Carriage driving, tug-of-war and dogs galore at Lowther
INTEREST in country pursuits is soaring in popularity if the huge turnout at the weekend’s Lowther show is any yardstick.
Thousands of people filled the sprawling Lowther estate grounds for a two-day showcase of country life. In recent years, Lowther show has expanded from its carriage driving roots under organiser Countryman Fairs Limited, based in Staffordshire.
As well as the horse driving trials, it offers a roster of events and attractions from a food village to a folk music festival, among others. More than 250 exhibition stands sell everything from tweeds to rare malt whiskies, 4x4s and luxury dog blankets.
Visitors on Saturday and Sunday were entertained by horses, hounds and gundogs alongside ponies, falcons, ferrets and llamas.

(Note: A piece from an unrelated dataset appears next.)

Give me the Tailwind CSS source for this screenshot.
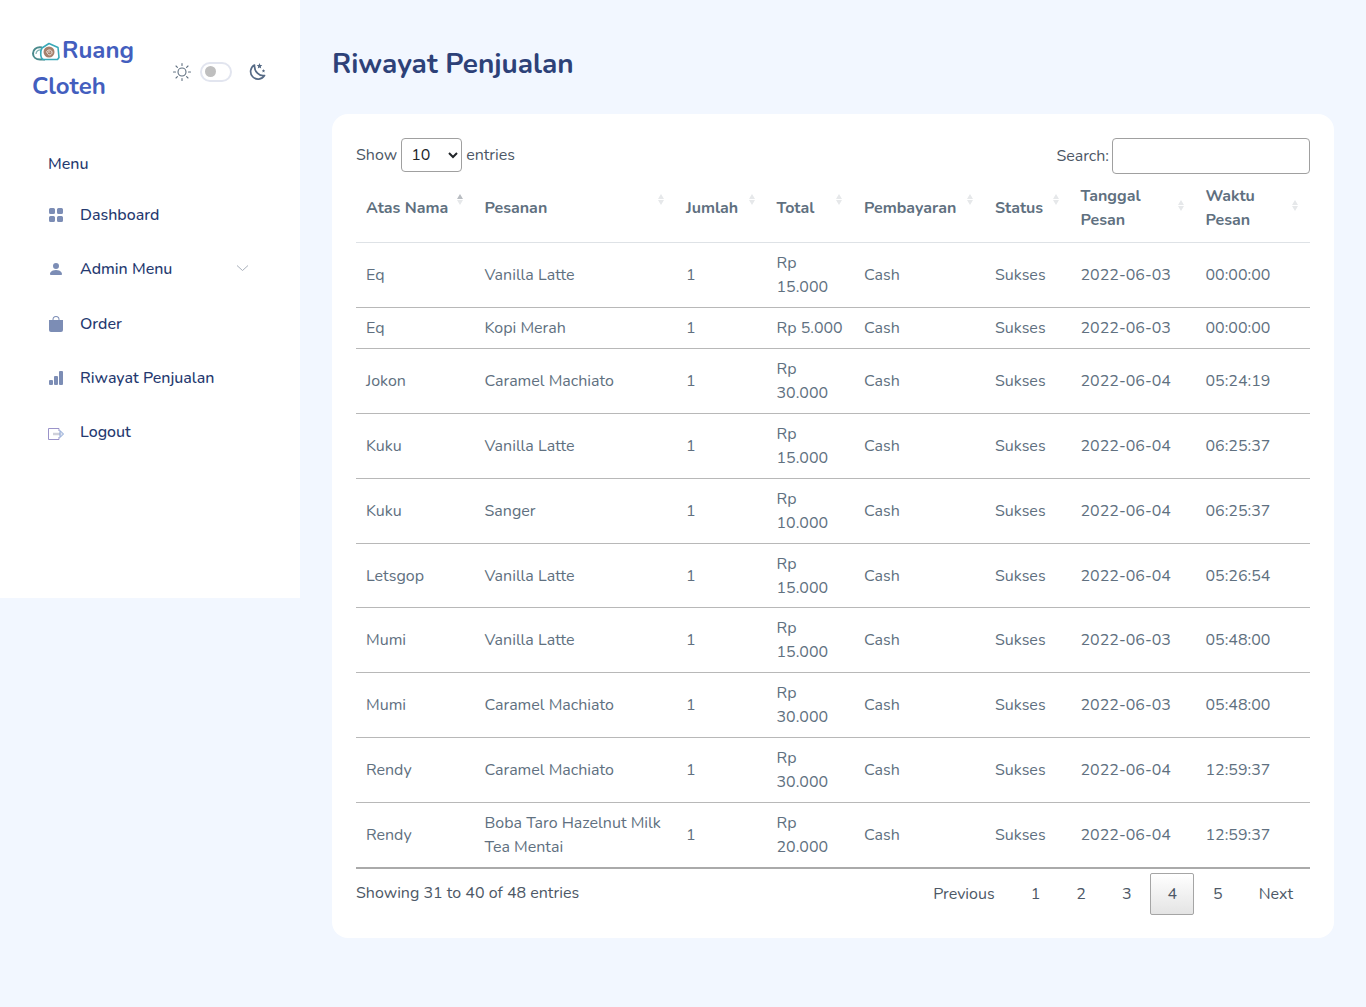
<!DOCTYPE html>
<html lang="id">
<head>
    <meta charset="UTF-8">
    <meta name="viewport" content="width=device-width, initial-scale=1.0">
    <title>Riwayat Penjualan</title>
    <script src="https://cdn.jsdelivr.net/npm/@tailwindcss/browser@4"></script>
</head>
<body class="bg-[#f2f7ff] text-[#607080] font-['Nunito','Lato',sans-serif] text-base leading-6 min-h-[1007px]">
<div class="flex items-start">
    <!-- Sidebar -->
    <aside class="w-[300px] h-[598px] shrink-0 bg-white">
        <div class="flex items-center pt-[32px] pl-[32px]">
            <div class="w-[120px] text-[24px] leading-[36px] font-bold text-[#435ebe]">
                <svg class="inline-block w-[30px] h-[20px] align-[-4px]" viewBox="0 0 30 20" fill="none">
                    <path d="M10 5.500C4 4.500 1 8 1 11.500 1 15 4 17.500 8 17.500h5" stroke="#4a8a8c" stroke-width="2"/>
                    <path d="M4 12c0-3 2.500-4.500 5.500-4" stroke="#7fb0b0" stroke-width="1.200"/>
                    <path d="M10 6L17 1.500 26 5.500l1 10-1.500 2H12C8 17.500 8 9 10 6z" fill="#fff" stroke="#39a9b8" stroke-width="1.600" stroke-linejoin="round"/>
                    <circle cx="17" cy="10" r="5.500" fill="#a5806c"/>
                    <path d="M14.500 10.500c0-3 5-3.500 5.500-.5s-3.500 4-4.500 1.500c-.4-1.500 2-2.500 2.500-1" stroke="#efe6df" stroke-width="1"/>
                </svg>Ruang Cloteh
            </div>
            <div class="flex items-center ml-[20px] mt-[7px]">
                <svg class="w-5 h-5 text-[#607080]" viewBox="0 0 20 20" fill="none" stroke="currentColor" stroke-width="1.100" stroke-linecap="round">
                    <circle cx="10" cy="10" r="4"/>
                    <path d="M10 1.500v2M10 16.500v2M1.500 10h2M16.500 10h2M4 4l1.400 1.400M14.600 14.600L16 16M4 16l1.400-1.400M14.600 5.400L16 4"/>
                </svg>
                <span class="ml-[8px] flex items-center w-[32px] h-[20px] rounded-full border-[2px] border-[#e2e5ef] bg-white pl-[3px]">
                    <span class="w-[11px] h-[11px] rounded-full bg-[#bfbfbf]"></span>
                </span>
                <svg class="ml-[15px] w-5 h-5 text-[#566a85]" viewBox="0 0 20 20" fill="none">
                    <path d="M7.500 3a7.500 7.500 0 1 0 10 10.500c-5 1-10.500-4-10-10.500z" stroke="currentColor" stroke-width="1.700" stroke-linejoin="round"/>
                    <path d="M12.500 1l.8 1.900 2 .2-1.500 1.300.4 2-1.700-1-1.700 1 .4-2-1.500-1.300 2-.2zM16.500 7l.5 1.200 1.200.2-.9.8.2 1.200-1-.6-1 .6.2-1.200-.9-.8 1.200-.2z" fill="currentColor"/>
                </svg>
            </div>
        </div>
        <nav class="mt-[48px] pl-[48px] text-[#25396f] font-medium">
            <div class="leading-[24px]">Menu</div>
            <ul class="mt-[15px] flex flex-col gap-[6.250px]">
                <li class="flex items-center h-[48px]">
                    <svg class="w-4 h-4 fill-[#7c8db5]" viewBox="0 0 16 16"><path d="M1 2.500A1.500 1.500 0 0 1 2.500 1h3A1.500 1.500 0 0 1 7 2.500v3A1.500 1.500 0 0 1 5.500 7h-3A1.500 1.500 0 0 1 1 5.500v-3zm8 0A1.500 1.500 0 0 1 10.500 1h3A1.500 1.500 0 0 1 15 2.500v3A1.500 1.500 0 0 1 13.500 7h-3A1.500 1.500 0 0 1 9 5.500v-3zm-8 8A1.500 1.500 0 0 1 2.500 9h3A1.500 1.500 0 0 1 7 10.500v3A1.500 1.500 0 0 1 5.500 15h-3A1.500 1.500 0 0 1 1 13.500v-3zm8 0A1.500 1.500 0 0 1 10.500 9h3a1.500 1.500 0 0 1 1.500 1.500v3a1.500 1.500 0 0 1-1.500 1.500h-3A1.500 1.500 0 0 1 9 13.500v-3z"/></svg>
                    <span class="ml-[16px]">Dashboard</span>
                </li>
                <li class="flex items-center h-[48px]">
                    <svg class="w-4 h-4 fill-[#7c8db5]" viewBox="0 0 16 16"><path d="M3 14s-1 0-1-1 1-4 6-4 6 3 6 4-1 1-1 1H3zm5-6a3 3 0 1 0 0-6 3 3 0 0 0 0 6z"/></svg>
                    <span class="ml-[16px]">Admin Menu</span>
                    <svg class="ml-[64px] mt-[-3px] w-[13px] h-[8px]" viewBox="0 0 13 8" fill="none" stroke="#a9b0bb" stroke-width="1"><path d="M1 1.500l5.500 5 5.500-5"/></svg>
                </li>
                <li class="flex items-center h-[48px]">
                    <svg class="w-4 h-4 fill-[#7c8db5]" viewBox="0 0 16 16"><path d="M8 1a2.500 2.500 0 0 1 2.500 2.500V4h-5v-.5A2.500 2.500 0 0 1 8 1zm3.500 3v-.5a3.500 3.500 0 1 0-7 0V4H1v10a2 2 0 0 0 2 2h10a2 2 0 0 0 2-2V4h-3.500z"/></svg>
                    <span class="ml-[16px]">Order</span>
                </li>
                <li class="flex items-center h-[48px]">
                    <svg class="w-4 h-4 fill-[#7c8db5]" viewBox="0 0 16 16"><path d="M1 11a1 1 0 0 1 1-1h2a1 1 0 0 1 1 1v3a1 1 0 0 1-1 1H2a1 1 0 0 1-1-1v-3zm5-4a1 1 0 0 1 1-1h2a1 1 0 0 1 1 1v7a1 1 0 0 1-1 1H7a1 1 0 0 1-1-1V7zm5-5a1 1 0 0 1 1-1h2a1 1 0 0 1 1 1v12a1 1 0 0 1-1 1h-2a1 1 0 0 1-1-1V2z"/></svg>
                    <span class="ml-[16px]">Riwayat Penjualan</span>
                </li>
                <li class="flex items-center h-[48px]">
                    <svg class="w-4 h-4 mt-[3px]" viewBox="0 0 16 16" fill="none">
                        <path d="M5 8h7" stroke="#cfd0da" stroke-width="2.500"/>
                        <path d="M11 5V2.500H.5v11H11V11" stroke="#9a93c9" stroke-width="1"/>
                        <path d="M12 4.500L15.500 8 12 11.500z" stroke="#8aa5d6" stroke-width="1" fill="#dfe3ee"/>
                    </svg>
                    <span class="ml-[16px]">Logout</span>
                </li>
            </ul>
        </nav>
    </aside>

    <!-- Konten -->
    <main class="flex-1 px-[32px]">
        <h1 class="mt-[45px] text-[28px] leading-[38px] font-bold text-[#2d4178]">Riwayat Penjualan</h1>
        <div class="mt-[31px] bg-white rounded-[16px] p-[24px] h-[824px]">
            <div class="flex justify-between text-[#4d5866]">
                <label class="flex items-center h-[34px]">Show
                    <select class="mx-[4px] w-[61px] h-[34px] pl-[5px] border border-[#a0a0a0] rounded-[4px] text-[#212529] bg-white">
                        <option>10</option>
                    </select>
                    entries
                </label>
                <label class="flex items-center h-[36px]">Search:
                    <input type="text" class="ml-[3px] w-[198px] h-[36px] border border-[#a0a0a0] rounded-[4px]">
                </label>
            </div>
            <table class="mt-[2px] w-[954px] table-fixed border-collapse text-left [&_td]:px-[10px] [&_td]:py-[8px] [&_th]:px-[10px] [&_th]:pt-[8px] [&_th]:pb-[10px] [&_th]:relative [&_th]:font-bold">
                <thead>
                    <tr class="border-b border-[#dee2e6]">
                        <th class="w-[118.500px]">Atas Nama
                            <svg class="absolute right-[12px] top-[18px] w-[6px] h-[11px]" viewBox="0 0 6 11"><path d="M3 0l3 5H0z" fill="#b9bdc2"/><path d="M0 6h6l-3 5z" fill="#e6e8ea"/></svg>
                        </th>
                        <th class="w-[201.500px]">Pesanan
                            <svg class="absolute right-[12px] top-[18px] w-[6px] h-[11px]" viewBox="0 0 6 11"><path d="M3 0l3 5H0z" fill="#e6e8ea"/><path d="M0 6h6l-3 5z" fill="#e6e8ea"/></svg>
                        </th>
                        <th class="w-[90.500px]">Jumlah
                            <svg class="absolute right-[12px] top-[18px] w-[6px] h-[11px]" viewBox="0 0 6 11"><path d="M3 0l3 5H0z" fill="#e6e8ea"/><path d="M0 6h6l-3 5z" fill="#e6e8ea"/></svg>
                        </th>
                        <th class="w-[87.500px]">Total
                            <svg class="absolute right-[12px] top-[18px] w-[6px] h-[11px]" viewBox="0 0 6 11"><path d="M3 0l3 5H0z" fill="#e6e8ea"/><path d="M0 6h6l-3 5z" fill="#e6e8ea"/></svg>
                        </th>
                        <th class="w-[131px]">Pembayaran
                            <svg class="absolute right-[12px] top-[18px] w-[6px] h-[11px]" viewBox="0 0 6 11"><path d="M3 0l3 5H0z" fill="#e6e8ea"/><path d="M0 6h6l-3 5z" fill="#e6e8ea"/></svg>
                        </th>
                        <th class="w-[85.500px]">Status
                            <svg class="absolute right-[12px] top-[18px] w-[6px] h-[11px]" viewBox="0 0 6 11"><path d="M3 0l3 5H0z" fill="#e6e8ea"/><path d="M0 6h6l-3 5z" fill="#e6e8ea"/></svg>
                        </th>
                        <th class="w-[125px]">Tanggal<br>Pesan
                            <svg class="absolute right-[12px] top-[24px] w-[6px] h-[11px]" viewBox="0 0 6 11"><path d="M3 0l3 5H0z" fill="#e6e8ea"/><path d="M0 6h6l-3 5z" fill="#e6e8ea"/></svg>
                        </th>
                        <th class="w-[114.500px]">Waktu<br>Pesan
                            <svg class="absolute right-[12px] top-[24px] w-[6px] h-[11px]" viewBox="0 0 6 11"><path d="M3 0l3 5H0z" fill="#e6e8ea"/><path d="M0 6h6l-3 5z" fill="#e6e8ea"/></svg>
                        </th>
                    </tr>
                </thead>
                <tbody class="[&_tr]:border-b [&_tr]:border-[#b8b8b8]">
                    <tr><td>Eq</td><td>Vanilla Latte</td><td>1</td><td>Rp<br>15.000</td><td>Cash</td><td>Sukses</td><td>2022-06-03</td><td>00:00:00</td></tr>
                    <tr><td>Eq</td><td>Kopi Merah</td><td>1</td><td class="whitespace-nowrap">Rp 5.000</td><td>Cash</td><td>Sukses</td><td>2022-06-03</td><td>00:00:00</td></tr>
                    <tr><td>Jokon</td><td>Caramel Machiato</td><td>1</td><td>Rp<br>30.000</td><td>Cash</td><td>Sukses</td><td>2022-06-04</td><td>05:24:19</td></tr>
                    <tr><td>Kuku</td><td>Vanilla Latte</td><td>1</td><td>Rp<br>15.000</td><td>Cash</td><td>Sukses</td><td>2022-06-04</td><td>06:25:37</td></tr>
                    <tr><td>Kuku</td><td>Sanger</td><td>1</td><td>Rp<br>10.000</td><td>Cash</td><td>Sukses</td><td>2022-06-04</td><td>06:25:37</td></tr>
                    <tr class="[&>td]:!py-[7.500px]"><td>Letsgop</td><td>Vanilla Latte</td><td>1</td><td>Rp<br>15.000</td><td>Cash</td><td>Sukses</td><td>2022-06-04</td><td>05:26:54</td></tr>
                    <tr><td>Mumi</td><td>Vanilla Latte</td><td>1</td><td>Rp<br>15.000</td><td>Cash</td><td>Sukses</td><td>2022-06-03</td><td>05:48:00</td></tr>
                    <tr><td>Mumi</td><td>Caramel Machiato</td><td>1</td><td>Rp<br>30.000</td><td>Cash</td><td>Sukses</td><td>2022-06-03</td><td>05:48:00</td></tr>
                    <tr><td>Rendy</td><td>Caramel Machiato</td><td>1</td><td>Rp<br>30.000</td><td>Cash</td><td>Sukses</td><td>2022-06-04</td><td>12:59:37</td></tr>
                    <tr class="!border-[#aaaaaa]"><td>Rendy</td><td>Boba Taro Hazelnut Milk<br>Tea Mentai</td><td>1</td><td>Rp<br>20.000</td><td>Cash</td><td>Sukses</td><td>2022-06-04</td><td>12:59:37</td></tr>
                </tbody>
            </table>
            <div class="h-[1px] bg-[#aaaaaa]"></div>
            <div class="flex justify-between items-start mt-[4px] text-[#4d5866]">
                <div class="mt-[8px]">Showing 31 to 40 of 48 entries</div>
                <div class="flex [&>span]:ml-[2px] [&>span]:px-[16px] [&>span]:py-[8px] [&>span]:border [&>span]:border-transparent [&>span]:rounded-[2px]">
                    <span>Previous</span>
                    <span>1</span>
                    <span>2</span>
                    <span>3</span>
                    <span class="!border-[#a5a5a5] bg-gradient-to-b from-white to-[#e4e4e4]">4</span>
                    <span>5</span>
                    <span>Next</span>
                </div>
            </div>
        </div>
    </main>
</div>
</body>
</html>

Children enjoyed all manner of fun from bungee trampolines to bouncy castles and catapults.
One of the big crowdpleasers was Joseph’s Amazing Racing Pigs, featuring six rare breed porkers taking part in a hilarious “Ham National” accompanied by a highly excitable commentary from the pigs’ West Country owners.
The carriage driving trials, established in 1973, remain the centrepiece of Lowther, with local equestrian legends competing against top riders from Scotland, Northern Ireland, Wales and the Isle of Man. Events includes obstacles, the marathon and the Lowther derby. A separate driven dressage event was held on Friday.
Armathwaite-based George Bowman IV, aged 53, helped organise the horse trials which this year included a new Klondyke obstacle up a steep grassy banking. He said: “It was a huge success and a record crowd. It was a bit quieter on the Sunday because of the weather but the carriage driving went really well.” His father, George Bowman Snr, aged 83, of Penrith, won the dressage section.
Also competing was George IV’s brother, Barnaby Bowman, of Castle Carrock, who was third in the marathon. Robert Bowman, of Penrith, was fifth from a field of 11 with four young horses.
Asked to explain the skill involved in carriage driving, George Bowman IV said: “You are trying to control all four horses in unison, when one is hard enough. You are pulling a carriage and the occupants weigh a tonne. The marathon alone is 10 miles long, over hilly and muddy terrain. I compare it to like jumping out of an aeroplane and then trying to land in a dustbin!”
The national carriage driving championship takes place in Gloucestershire, but it’s Lowther that they all want to win, he said.
Appleby’s Mark Carruthers, aged 47, got fifth in the dressage on Friday, fourth in the marathon and was second fastest over the bridge during the weekend, taking him up to third place overall. But on Sunday disaster struck and he was eliminated after his leading horse ducked out of railings.
Mark said: “In the challenge on Sunday, there were three or four points between third and first and we could have trotted round for a safe third or just go for it.
“It was all or nothing and I decided to go for all. It was my first year driving a horse four and my first go at a challenge like that, but otherwise it was a brilliant event. Everything was fantastic and there were world class obstacles.”
In the inaugural tug-of-war contest, a team representing Keswick Rugby Club won the £200 prize. In a tense finale which could have gone either way, George Holme, James Benson, Peter Weightman, Mike Tait, Jane Clarke, Lewis Thompson and Hannah Hinkley were victorious.
Leading the front of the pull was stocky stand-off Lewis Thompson, aged 24, of Keswick. He said: “It’s ridiculously hard, it burns and we had to pull uphill.
“But it was a great effort by the team and to celebrate we’ll be having a few refreshments deep into the night.”
With dogs galore at the show, from Irish wolfhounds to lurchers, terriers and trail hounds, Janet Ardley of Cumbria Dog Training, Bampton, had a a steady string of inquiries.
She runs Cumbria Dog Training with husband Paul and daughter Fran while her other daughter, Rachel, lent a hand at Lowther.
Janet works on basic obedience and Fran, a gamekeeper, trains gundogs. Janet said: “It’s been a lovely sunny day, really positive with lots of people wanting advice and lots of dogs and lots of bookings being taken.”
The Fell Pony Society display team wowed the crowds to the theme tune of Chariots of Fire. Society council member and prolific Fell pony author Sue Millard, of Tebay, provided a commentary on the team which was established three years ago. “Aside from the Fell Pony Society’s own breed show, Lowther is the biggest event in our annual calendar. This year we added a musical ride so that they do a quadrille to music,” she said.
A variety of stalls allowed visitors to test their marksmanship. These ranged from a simulated clay pigeon shooting experience using only computers, to having a go at the real thing.
Ian Riddell, owner of Bessy Beck Trout Fishery, Newbiggin-on-Lune, exhibited in the fishing village alongside local angling clubs. Mr Riddell said: “Interest in fly-fishing waned for a little while but I think part of it is that there’s more for young people to do indoors now, but all sports are finding that. There are more young people starting it now and we do fly-fishing lessons at Bessy Beck and seem to be getting lots more interest in those.”